Having gained speedy fame for his debut single "Chandelier" that reached 4.6 million views on TikTok and 4.3 million plays on Spotify, multi-instrumentalist and singer/songwriter Will Paquin headlines a September 25 concert at Davenport's Raccoon Motel, the nascent artist lauded by The Spectrum for his "spank-y yet subtle rhythm guitar and lyrics that you might catch yourself singing."

Touring in support of his 2024 album Our Other History, a recording that fellow singer/songwriter Will Oldham called "as rewarding a listening experience as I’ve come across in recent times," genre-hopping indie artist Ned Collette performs a September 20 headlining engagement at Rock Island's Rozz-Tox venue, the artist inspiring Raven Sings the Blues to rave that "Collette captures our imagination, building worlds of sound around the listener in the longform."
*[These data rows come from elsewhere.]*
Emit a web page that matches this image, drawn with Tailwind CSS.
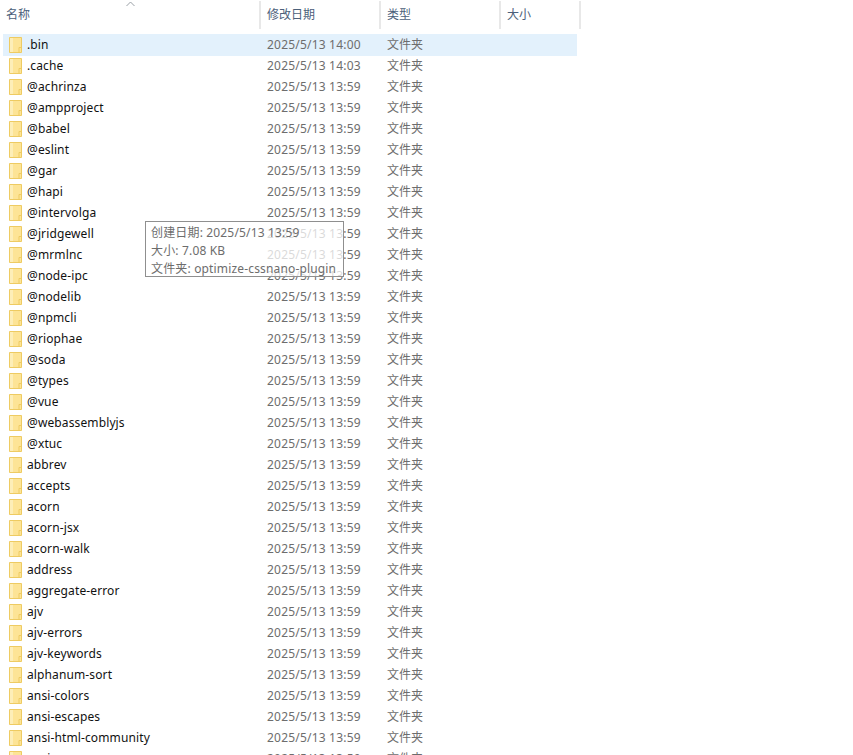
<!DOCTYPE html>
<html lang="zh-CN">
<head>
    <meta charset="UTF-8">
    <meta name="viewport" content="width=device-width, initial-scale=1.0">
    <title>node_modules</title>
    <script src="https://cdn.jsdelivr.net/npm/@tailwindcss/browser@4"></script>
</head>
<body class="bg-white overflow-hidden h-[755px] relative font-['Noto_Sans','Noto_Sans_CJK_SC',sans-serif] text-[12px]">

    <!-- Header -->
    <div class="relative flex h-[28px] mt-[1px] text-[#4c607a] leading-[28px]">
        <div class="w-[261px] pl-[6px] border-r-2 border-[#e8e8e8]">名称</div>
        <div class="w-[120px] pl-[6px] border-r-2 border-[#e8e8e8]">修改日期</div>
        <div class="w-[120px] pl-[6px] border-r-2 border-[#e8e8e8]">类型</div>
        <div class="w-[80px] pl-[6px] border-r-2 border-[#e8e8e8]">大小</div>
        <svg class="absolute left-[126px] top-0" width="9" height="6" viewBox="0 0 9 6" fill="none" stroke="#9aa0a6"><path d="M0.5 5 L4.5 1 L8.5 5"/></svg>
    </div>

    <!-- File rows -->
    <div id="rows" class="mt-[5px]"></div>

    <!-- Tooltip -->
    <div class="absolute left-[145px] top-[221px] w-[199px] h-[56px] border border-[#8f8f8f] bg-white/75 pl-[5px] pt-[2px] text-[#6d6d6d] leading-[18px] tracking-[0.16px]">
        <div>创建日期: 2025/5/13 13:59</div>
        <div>大小: 7.08 KB</div>
        <div>文件夹: optimize-cssnano-plugin</div>
    </div>

<script>
    const names = ['.bin','.cache','@achrinza','@ampproject','@babel','@eslint','@gar','@hapi','@intervolga','@jridgewell','@mrmlnc','@node-ipc','@nodelib','@npmcli','@riophae','@soda','@types','@vue','@webassemblyjs','@xtuc','abbrev','accepts','acorn','acorn-jsx','acorn-walk','address','aggregate-error','ajv','ajv-errors','ajv-keywords','alphanum-sort','ansi-colors','ansi-escapes','ansi-html-community','ansi-regex'];
    const times = {'.bin': '14:00', '.cache': '14:03'};
    const folder = `<svg width="13" height="16" viewBox="0 0 13 16" class="shrink-0"><path d="M0.5 0.5 H12.5 V15.5 H0.5 Z" fill="#fde496" stroke="#eecb62"/><path d="M1 1 H4 V15 H1 Z" fill="#fdeeb8"/><path d="M10 15.5 V10.5 H12.5" fill="none" stroke="#eecb62"/></svg>`;

    document.getElementById('rows').innerHTML = names.map((name, i) => `
        <div class="flex items-center ml-[3px] w-[574px] ${i === 0 ? 'h-[22px] pb-[1px] mb-[-1px] bg-[#e3f1fc]' : 'h-[21px]'}">
            <div class="w-[258px] flex items-center gap-[5px] pl-[6px] text-[#111111] tracking-[0.12px]">${folder}<span>${name}</span></div>
            <div class="w-[120px] pl-[6px] text-[#6d6d6d] tracking-[0.2px]">2025/5/13 ${times[name] || '13:59'}</div>
            <div class="pl-[6px] text-[#6d6d6d]">文件夹</div>
        </div>`).join('');
</script>
</body>
</html>
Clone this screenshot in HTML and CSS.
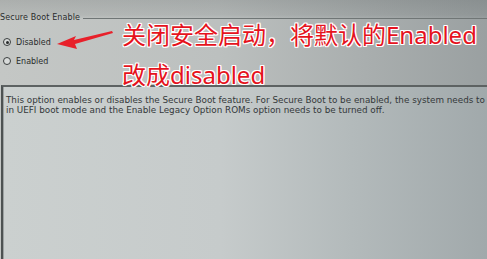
FILE: index.html
```html
<!DOCTYPE html>
<html lang="zh-CN">
<head>
    <meta charset="UTF-8">
    <title>Secure Boot Enable</title>
    <link rel="stylesheet" href="styles.css">
</head>
<body>
    <div class="screen">
        <div class="setting">
            <div class="legend">
                <span class="legend-text">Secure Boot Enable</span>
                <span class="rule"></span>
            </div>
            <div class="radio-list">
                <div class="option">
                    <span class="radio checked"></span>
                    <span>Disabled</span>
                </div>
                <div class="option">
                    <span class="radio"></span>
                    <span>Enabled</span>
                </div>
            </div>
        </div>

        <div class="help">
            <p>This option enables or disables the Secure Boot feature. For Secure Boot to be enabled, the system needs to be</p>
            <p>in UEFI boot mode and the Enable Legacy Option ROMs option needs to be turned off.</p>
        </div>

        <!-- red annotation over the photo -->
        <svg class="arrow" width="487" height="60" viewBox="0 0 487 60">
            <polygon points="57,44 76,36 74,40 112,31 113,33 75,44 77,49" fill="#e8202a"/>
        </svg>
        <div class="note">
            <div>关闭安全启动，将默认的Enabled</div>
            <div>改成disabled</div>
        </div>
    </div>
</body>
</html>
```

FILE: styles.css
```css
body {
    margin: 0;
    background-color: #b4b8b8;
}

.screen {
    position: relative;
    width: 487px;
    height: 259px;
    overflow: hidden;
    display: flex;
    flex-direction: column;
    font-family: "DejaVu Sans", sans-serif;
    color: #2a2c2c;
    background:
        linear-gradient(180deg, rgba(60, 66, 66, 0.18) 0, rgba(60, 66, 66, 0.1) 15px, transparent 19px),
        linear-gradient(90deg, #c4c7c5 0, #bcc0bf 45%, #a9aeae 75%, #9aa0a1 100%);
}

.setting {
    height: 85px;
    padding-top: 12px;
    box-sizing: border-box;
}

.legend {
    display: flex;
    align-items: center;
    font-size: 8px;
    height: 11px;
}

.legend-text {
    letter-spacing: 0.1px;
}

.rule {
    flex: 1;
    height: 1px;
    margin-left: 3px;
    margin-top: 1px;
    background-color: #707676;
}

.radio-list {
    margin-top: 14px;
    padding-left: 3px;
    display: flex;
    flex-direction: column;
    gap: 9px;
}

.option {
    display: flex;
    align-items: center;
    gap: 5px;
    height: 10px;
    font-size: 8px;
}

.radio {
    width: 6px;
    height: 6px;
    border: 1px solid #3a3e3e;
    border-radius: 50%;
    background-color: #d8dbda;
    display: flex;
    align-items: center;
    justify-content: center;
}

.radio.checked::after {
    content: '';
    width: 3px;
    height: 3px;
    border-radius: 50%;
    background-color: #2a2c2c;
}

.help {
    flex: 1;
    margin-left: 1px;
    border-top: 2px solid #5d6262;
    border-left: 2px solid #4d5252;
    box-shadow: inset 1px 0 0 #9da2a2;
    padding: 8px 0 0 3px;
    font-size: 8.8px;
    line-height: 10px;
    color: #34383a;
    white-space: nowrap;
    overflow: hidden;
    background: linear-gradient(90deg, #cbd0cf 0, #c6cbcb 45%, #b3babb 72%, #a1a9ab 100%);
}

.help p {
    margin: 0;
}

.arrow {
    position: absolute;
    left: 0;
    top: 0;
}

.note {
    position: absolute;
    left: 122px;
    top: 15px;
    font-family: "Noto Sans", "Noto Sans CJK SC", sans-serif;
    font-size: 24px;
    line-height: 40px;
    color: #e5131d;
    white-space: nowrap;
    text-shadow:
        1px 0 0 #fff, -1px 0 0 #fff, 0 1px 0 #fff, 0 -1px 0 #fff,
        1px 1px 0 #fff, -1px -1px 0 #fff, 1px -1px 0 #fff, -1px 1px 0 #fff;
}
```
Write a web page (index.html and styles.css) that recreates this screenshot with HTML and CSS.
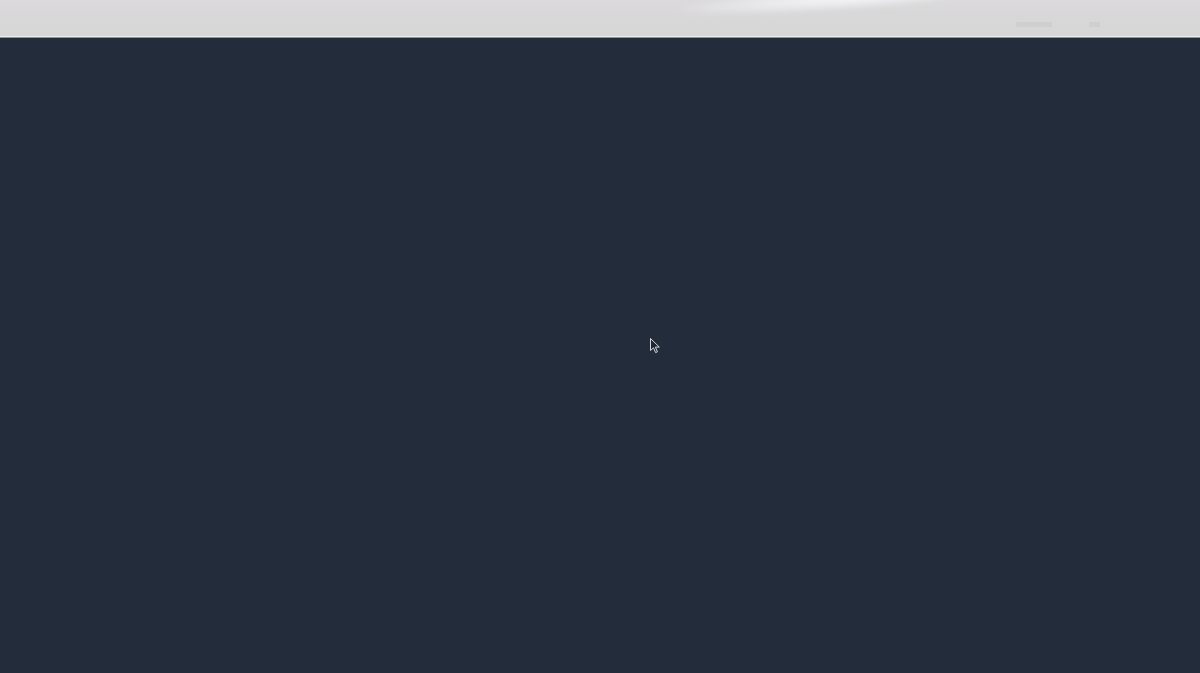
FILE: index.html
```html
<!DOCTYPE html>
<html lang="en">
<head>
<meta charset="utf-8">
<title>Loading</title>
<link rel="stylesheet" href="styles.css">
</head>
<body>
<header class="topbar">
  <div class="glare"></div>
  <div class="ghosts">
    <span class="ghost wide"></span>
    <span class="ghost small"></span>
  </div>
</header>
<main class="stage">
  <svg class="cursor" width="11" height="16" viewBox="0 0 11 16" aria-hidden="true">
    <path d="M0.5 0.5 L0.5 12.5 L3.5 9.8 L5.6 14.6 L7.4 13.8 L5.4 9.1 L9.3 9.1 Z" fill="#1f2736" stroke="#d4d7dd" stroke-width="1"/>
  </svg>
</main>
</body>
</html>
```

FILE: styles.css
```css
html, body {
  margin: 0;
  padding: 0;
  height: 100%;
  background: #232c3b;
  font-family: "Liberation Sans", Arial, sans-serif;
  overflow: hidden;
}

.topbar {
  position: relative;
  height: 36px;
  background: linear-gradient(to bottom, #dcdadc 0px, #d9d8d9 12px, #d6d6d6 36px);
  border-bottom: 1px solid #ececec;
  box-shadow: 0 1px 0 #8c9099;
  overflow: hidden;
}

.glare {
  position: absolute;
  left: 670px;
  top: -10px;
  width: 300px;
  height: 22px;
  border-radius: 50%;
  background: radial-gradient(ellipse at 62% 45%, rgba(248, 248, 250, 0.95) 0%, rgba(240, 240, 242, 0.6) 40%, rgba(230, 230, 232, 0) 72%);
  transform: rotate(-4deg);
  filter: blur(2px);
}

.ghosts {
  position: absolute;
  right: 100px;
  top: 22px;
  display: flex;
  gap: 37px;
}

.ghost {
  display: block;
  height: 5px;
  background: rgba(200, 200, 200, 0.5);
}

.ghost.wide { width: 36px; }
.ghost.small { width: 11px; }

.stage {
  position: relative;
  height: calc(100% - 38px);
  margin-top: 1px;
}

.cursor {
  position: absolute;
  left: 650px;
  top: 300px;
}
```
Demonstrating that what unites us is more important than what divides us, the Emmy Award-winning filmmakers Kelly and Tammy Rundle of Fourth Wall Films turn their documentary lens on their Quad Cities home base in a September 14 screening of Moved by Waters.

With the goal of the evening's guest the creation of a rich environment in which emergent behavior can occur without a preconceived outcome, visual artist Leo Villareal takes part in a September 19 artist talk at Davenport's Figge Art Museum, this fascinating and thought-provoking discussion held in conjunction with the September 21 opening of the artist's new Figge exhibition Interstellar.

In the first exhibit of the venue's 2024-2025 season, award-winning children's book author Arthur Geisert's original etchings of pigs building a treehouse with letters hidden amongst the pages will decorate the University of Dubuque's Bisignano Gallery, the exhibition Arthur Geisert: PIGS from A to Z, through September 27, on loan to UD from the University of Northern Iowa in Cedar Falls, Iowa.

Inspired by Carl Sandburg’s poem of the same name, Lisa Nelson Raabe's Prayers of Steel serves as the first art exhibition of the 2024-25 academic year at Galesburg's Carl Sandburg College, its display in the Lonnie Eugene Stewart Art Gallery through October 18 treating patrons to the talents of the Peoria-based artist who has enjoyed solo exhibitions in locales including San Antonio, Chicago, Peoria, Decatur, and Quincy.

Currently boasting a 97-percent "freshness" rating on aggregate Rotten Tomatoes, where the film's critical consensus calls it "a visually awe-inspiring science-fiction classic from the silent era," Fritz Lang's legendary 1927 opus Metropolis serves as the third presentation in the German American Heritage Center's German Expressionist Film Series, this masterpiece also lauded by Roger Ebert as "a work so audacious in its vision and so angry in its message that it is, if anything, more powerful today than when it was made."

Touring in support of his standup special Woke-ish that debuted to millions of delighted Netflix subscribers this past June, the gifted multi-hyphenate Marlon Wayans brings his wildly popular "Wild Child Tour" to Davenport's Adler Theatre on September 19, the actor, writer, director, and comedian famed for numerous television series and scores of movies ranging from the high comedy of In Living Color to the gritty drama of Requiem for a Dream.

On September 13 and 14, the Quad Cities' NormaLeah Ovarian Cancer Initiative will host a pair of special happenings at Bettendorf's Shive-Hattery/Geifman Pond in the organization's “Making Strides Together: Gynecologic Cancer Awareness” program: a Chalk the Walk event on Friday, and a quarter-mile walk around the pond on Saturday.

A Pulitzer Prize and Tony Award winner that stands as one of the most revered plays in theatrical history, Tennessee Williams' A Streetcar Named Desire rolls into the Playcrafters Barn Theatre from September 13 through 22, this fierce, funny, and tragic work enjoying its first staging at the Moline venue in more than 50 years.